Who Should Buy Which
Get the Nikon COOLSHOT PROIII STABILIZED if:
- You want stabilization and you're not willing to compromise on anything else — display, build rating, or warranty coverage
- You're a 10-handicap or better who's serious about dialing in yardages and will actually notice the difference between an OLED and LCD on a bright summer afternoon
- You're the golfer who buys gear once, uses it hard for five years, and doesn't want to think about it again — the warranty has you covered
- You play large, spread-out courses where a 450-yard flag limit would actually leave you fumbling for a target
Get the TecTecTec ULT-S if:
- You want image stabilization and $279 is your real ceiling — stabilization at this price is genuinely good value and TecTecTec has built a reasonable rep in the budget-to-mid tier
- You're a casual golfer who plays 15–20 rounds a year on the same two courses and the flag is never more than 350 yards away anyway
- You're buying a second rangefinder to keep in a guest bag or loan out, and you'd rather not hand someone a $500 device
- You're newer to the game and still deciding how serious you want to get — this lets you have the stabilization feature without the premium commitment
The Bottom Line
The ULT-S is a legitimate rangefinder and the stabilization feature at $279 is the real selling point.

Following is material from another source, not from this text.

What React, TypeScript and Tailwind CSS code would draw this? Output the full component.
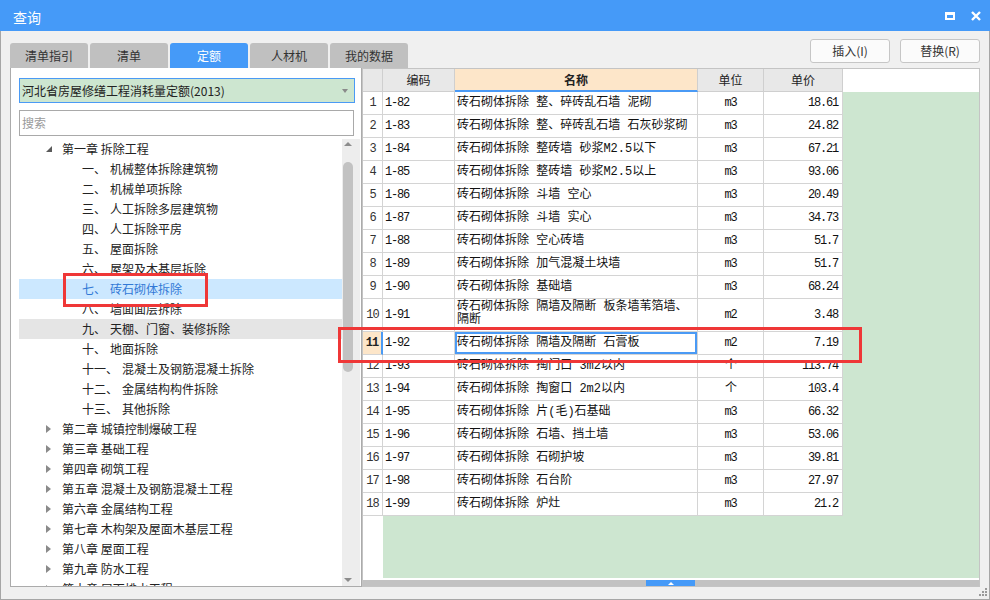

But the Nikon COOLSHOT PROIII STABILIZED is the more complete piece of equipment — better display, better weather protection, longer range, and a five-year warranty that's hard to argue with. The $221 gap is real money, but it's buying documented quality, not just a brand name on the box.
If the price is genuinely prohibitive, the TecTecTec gets you the stabilization you came for. But if you can stretch the budget, I'd go with the Nikon.
Get the Nikon COOLSHOT PROIII STABILIZED.